* **Description of the task**: Give every line back verbatim, dropping all images.

------------------------------------------------

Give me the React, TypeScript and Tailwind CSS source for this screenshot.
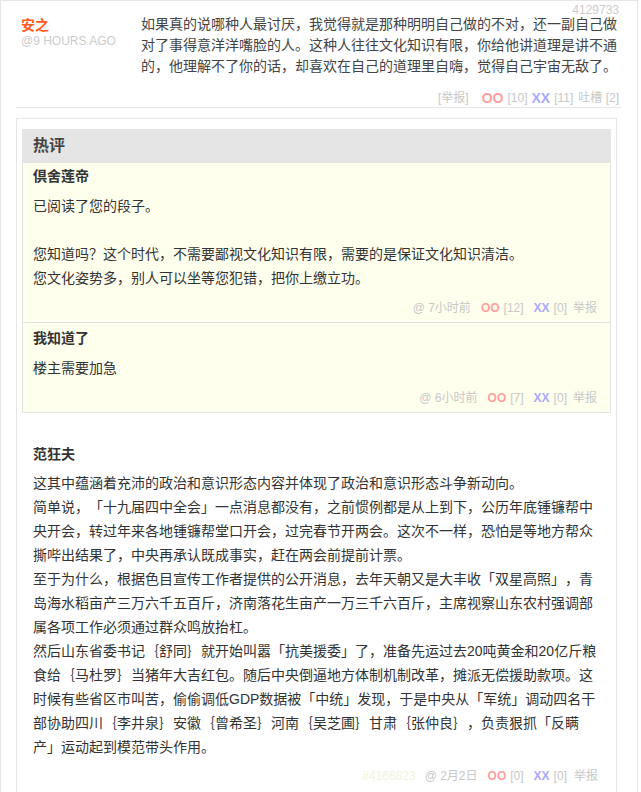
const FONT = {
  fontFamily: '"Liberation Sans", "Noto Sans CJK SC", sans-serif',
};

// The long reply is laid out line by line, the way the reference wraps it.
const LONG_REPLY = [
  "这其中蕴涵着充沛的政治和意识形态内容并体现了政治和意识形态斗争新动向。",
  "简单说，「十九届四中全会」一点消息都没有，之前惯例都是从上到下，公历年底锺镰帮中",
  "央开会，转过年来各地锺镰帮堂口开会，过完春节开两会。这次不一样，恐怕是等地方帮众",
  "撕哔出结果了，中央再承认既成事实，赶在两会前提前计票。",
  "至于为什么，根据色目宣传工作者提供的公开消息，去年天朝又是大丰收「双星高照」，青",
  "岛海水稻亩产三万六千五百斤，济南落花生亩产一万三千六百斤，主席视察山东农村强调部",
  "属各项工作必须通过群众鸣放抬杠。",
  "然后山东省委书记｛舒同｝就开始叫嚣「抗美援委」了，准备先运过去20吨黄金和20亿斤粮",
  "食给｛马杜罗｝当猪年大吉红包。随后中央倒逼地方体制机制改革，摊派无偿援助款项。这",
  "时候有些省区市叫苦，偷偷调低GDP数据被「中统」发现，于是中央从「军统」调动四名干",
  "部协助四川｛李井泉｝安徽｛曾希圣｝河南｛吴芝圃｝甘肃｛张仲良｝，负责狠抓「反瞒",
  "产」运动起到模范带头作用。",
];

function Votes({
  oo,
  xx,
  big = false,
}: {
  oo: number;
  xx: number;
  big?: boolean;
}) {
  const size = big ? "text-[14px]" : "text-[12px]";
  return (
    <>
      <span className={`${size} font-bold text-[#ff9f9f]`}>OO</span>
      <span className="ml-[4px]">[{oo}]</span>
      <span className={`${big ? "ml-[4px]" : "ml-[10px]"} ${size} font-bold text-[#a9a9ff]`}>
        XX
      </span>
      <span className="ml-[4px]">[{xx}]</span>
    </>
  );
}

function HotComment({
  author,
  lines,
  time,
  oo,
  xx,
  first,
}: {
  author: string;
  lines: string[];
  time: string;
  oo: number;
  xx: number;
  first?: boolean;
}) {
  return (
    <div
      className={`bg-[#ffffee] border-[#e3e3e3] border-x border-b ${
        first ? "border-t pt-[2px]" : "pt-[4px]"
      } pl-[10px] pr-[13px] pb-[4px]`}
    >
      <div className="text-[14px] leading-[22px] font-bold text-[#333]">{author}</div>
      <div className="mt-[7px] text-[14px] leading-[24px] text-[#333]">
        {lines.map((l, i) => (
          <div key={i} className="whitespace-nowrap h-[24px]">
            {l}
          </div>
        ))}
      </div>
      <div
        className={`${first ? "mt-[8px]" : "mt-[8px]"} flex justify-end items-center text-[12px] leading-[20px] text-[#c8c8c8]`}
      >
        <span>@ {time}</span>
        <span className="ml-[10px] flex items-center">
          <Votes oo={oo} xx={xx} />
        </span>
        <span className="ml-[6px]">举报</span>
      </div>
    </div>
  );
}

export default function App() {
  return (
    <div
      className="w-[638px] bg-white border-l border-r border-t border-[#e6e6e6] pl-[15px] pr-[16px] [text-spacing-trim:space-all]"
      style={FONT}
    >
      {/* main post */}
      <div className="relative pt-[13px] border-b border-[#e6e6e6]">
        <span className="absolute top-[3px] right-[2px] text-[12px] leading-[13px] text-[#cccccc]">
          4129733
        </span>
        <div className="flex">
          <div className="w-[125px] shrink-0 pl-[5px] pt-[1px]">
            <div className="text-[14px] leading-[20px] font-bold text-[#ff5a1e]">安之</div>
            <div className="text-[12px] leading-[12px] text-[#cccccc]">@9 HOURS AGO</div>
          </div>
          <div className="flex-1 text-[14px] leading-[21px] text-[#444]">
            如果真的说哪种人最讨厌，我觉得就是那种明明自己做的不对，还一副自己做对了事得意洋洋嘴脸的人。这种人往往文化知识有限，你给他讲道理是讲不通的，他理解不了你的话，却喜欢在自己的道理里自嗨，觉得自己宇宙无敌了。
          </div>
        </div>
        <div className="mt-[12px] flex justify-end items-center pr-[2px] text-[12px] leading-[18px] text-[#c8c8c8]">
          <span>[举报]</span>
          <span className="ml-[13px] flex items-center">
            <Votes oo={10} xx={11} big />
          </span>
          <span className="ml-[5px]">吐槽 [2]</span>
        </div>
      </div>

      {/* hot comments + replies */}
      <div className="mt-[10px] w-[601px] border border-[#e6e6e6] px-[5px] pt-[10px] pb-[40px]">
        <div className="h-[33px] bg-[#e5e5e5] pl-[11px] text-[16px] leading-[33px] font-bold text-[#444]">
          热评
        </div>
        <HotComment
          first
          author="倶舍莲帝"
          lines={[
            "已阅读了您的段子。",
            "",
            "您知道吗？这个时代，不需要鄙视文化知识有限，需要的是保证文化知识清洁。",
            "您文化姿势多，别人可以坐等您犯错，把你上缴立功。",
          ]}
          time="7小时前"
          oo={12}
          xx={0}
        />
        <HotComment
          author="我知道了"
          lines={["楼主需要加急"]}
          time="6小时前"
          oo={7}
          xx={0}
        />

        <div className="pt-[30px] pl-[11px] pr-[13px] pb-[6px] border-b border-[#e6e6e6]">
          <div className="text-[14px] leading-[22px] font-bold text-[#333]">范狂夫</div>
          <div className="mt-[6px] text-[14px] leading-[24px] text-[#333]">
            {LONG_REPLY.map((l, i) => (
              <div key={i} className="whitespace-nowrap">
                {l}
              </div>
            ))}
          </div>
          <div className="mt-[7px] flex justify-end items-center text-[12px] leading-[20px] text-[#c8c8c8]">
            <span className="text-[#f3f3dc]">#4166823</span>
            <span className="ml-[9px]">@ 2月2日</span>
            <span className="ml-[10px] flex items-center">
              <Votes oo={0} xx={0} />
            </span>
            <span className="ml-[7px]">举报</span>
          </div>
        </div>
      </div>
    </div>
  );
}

------------------------------------------------

* **Final answer**:
Give me the React, TypeScript and Tailwind CSS source for this screenshot.
const FONT = {
  fontFamily: '"Liberation Sans", "Noto Sans CJK SC", sans-serif',
};

// The long reply is laid out line by line, the way the reference wraps it.
const LONG_REPLY = [
  "这其中蕴涵着充沛的政治和意识形态内容并体现了政治和意识形态斗争新动向。",
  "简单说，「十九届四中全会」一点消息都没有，之前惯例都是从上到下，公历年底锺镰帮中",
  "央开会，转过年来各地锺镰帮堂口开会，过完春节开两会。这次不一样，恐怕是等地方帮众",
  "撕哔出结果了，中央再承认既成事实，赶在两会前提前计票。",
  "至于为什么，根据色目宣传工作者提供的公开消息，去年天朝又是大丰收「双星高照」，青",
  "岛海水稻亩产三万六千五百斤，济南落花生亩产一万三千六百斤，主席视察山东农村强调部",
  "属各项工作必须通过群众鸣放抬杠。",
  "然后山东省委书记｛舒同｝就开始叫嚣「抗美援委」了，准备先运过去20吨黄金和20亿斤粮",
  "食给｛马杜罗｝当猪年大吉红包。随后中央倒逼地方体制机制改革，摊派无偿援助款项。这",
  "时候有些省区市叫苦，偷偷调低GDP数据被「中统」发现，于是中央从「军统」调动四名干",
  "部协助四川｛李井泉｝安徽｛曾希圣｝河南｛吴芝圃｝甘肃｛张仲良｝，负责狠抓「反瞒",
  "产」运动起到模范带头作用。",
];

function Votes({
  oo,
  xx,
  big = false,
}: {
  oo: number;
  xx: number;
  big?: boolean;
}) {
  const size = big ? "text-[14px]" : "text-[12px]";
  return (
    <>
      <span className={`${size} font-bold text-[#ff9f9f]`}>OO</span>
      <span className="ml-[4px]">[{oo}]</span>
      <span className={`${big ? "ml-[4px]" : "ml-[10px]"} ${size} font-bold text-[#a9a9ff]`}>
        XX
      </span>
      <span className="ml-[4px]">[{xx}]</span>
    </>
  );
}

function HotComment({
  author,
  lines,
  time,
  oo,
  xx,
  first,
}: {
  author: string;
  lines: string[];
  time: string;
  oo: number;
  xx: number;
  first?: boolean;
}) {
  return (
    <div
      className={`bg-[#ffffee] border-[#e3e3e3] border-x border-b ${
        first ? "border-t pt-[2px]" : "pt-[4px]"
      } pl-[10px] pr-[13px] pb-[4px]`}
    >
      <div className="text-[14px] leading-[22px] font-bold text-[#333]">{author}</div>
      <div className="mt-[7px] text-[14px] leading-[24px] text-[#333]">
        {lines.map((l, i) => (
          <div key={i} className="whitespace-nowrap h-[24px]">
            {l}
          </div>
        ))}
      </div>
      <div
        className={`${first ? "mt-[8px]" : "mt-[8px]"} flex justify-end items-center text-[12px] leading-[20px] text-[#c8c8c8]`}
      >
        <span>@ {time}</span>
        <span className="ml-[10px] flex items-center">
          <Votes oo={oo} xx={xx} />
        </span>
        <span className="ml-[6px]">举报</span>
      </div>
    </div>
  );
}

export default function App() {
  return (
    <div
      className="w-[638px] bg-white border-l border-r border-t border-[#e6e6e6] pl-[15px] pr-[16px] [text-spacing-trim:space-all]"
      style={FONT}
    >
      {/* main post */}
      <div className="relative pt-[13px] border-b border-[#e6e6e6]">
        <span className="absolute top-[3px] right-[2px] text-[12px] leading-[13px] text-[#cccccc]">
          4129733
        </span>
        <div className="flex">
          <div className="w-[125px] shrink-0 pl-[5px] pt-[1px]">
            <div className="text-[14px] leading-[20px] font-bold text-[#ff5a1e]">安之</div>
            <div className="text-[12px] leading-[12px] text-[#cccccc]">@9 HOURS AGO</div>
          </div>
          <div className="flex-1 text-[14px] leading-[21px] text-[#444]">
            如果真的说哪种人最讨厌，我觉得就是那种明明自己做的不对，还一副自己做对了事得意洋洋嘴脸的人。这种人往往文化知识有限，你给他讲道理是讲不通的，他理解不了你的话，却喜欢在自己的道理里自嗨，觉得自己宇宙无敌了。
          </div>
        </div>
        <div className="mt-[12px] flex justify-end items-center pr-[2px] text-[12px] leading-[18px] text-[#c8c8c8]">
          <span>[举报]</span>
          <span className="ml-[13px] flex items-center">
            <Votes oo={10} xx={11} big />
          </span>
          <span className="ml-[5px]">吐槽 [2]</span>
        </div>
      </div>

      {/* hot comments + replies */}
      <div className="mt-[10px] w-[601px] border border-[#e6e6e6] px-[5px] pt-[10px] pb-[40px]">
        <div className="h-[33px] bg-[#e5e5e5] pl-[11px] text-[16px] leading-[33px] font-bold text-[#444]">
          热评
        </div>
        <HotComment
          first
          author="倶舍莲帝"
          lines={[
            "已阅读了您的段子。",
            "",
            "您知道吗？这个时代，不需要鄙视文化知识有限，需要的是保证文化知识清洁。",
            "您文化姿势多，别人可以坐等您犯错，把你上缴立功。",
          ]}
          time="7小时前"
          oo={12}
          xx={0}
        />
        <HotComment
          author="我知道了"
          lines={["楼主需要加急"]}
          time="6小时前"
          oo={7}
          xx={0}
        />

        <div className="pt-[30px] pl-[11px] pr-[13px] pb-[6px] border-b border-[#e6e6e6]">
          <div className="text-[14px] leading-[22px] font-bold text-[#333]">范狂夫</div>
          <div className="mt-[6px] text-[14px] leading-[24px] text-[#333]">
            {LONG_REPLY.map((l, i) => (
              <div key={i} className="whitespace-nowrap">
                {l}
              </div>
            ))}
          </div>
          <div className="mt-[7px] flex justify-end items-center text-[12px] leading-[20px] text-[#c8c8c8]">
            <span className="text-[#f3f3dc]">#4166823</span>
            <span className="ml-[9px]">@ 2月2日</span>
            <span className="ml-[10px] flex items-center">
              <Votes oo={0} xx={0} />
            </span>
            <span className="ml-[7px]">举报</span>
          </div>
        </div>
      </div>
    </div>
  );
}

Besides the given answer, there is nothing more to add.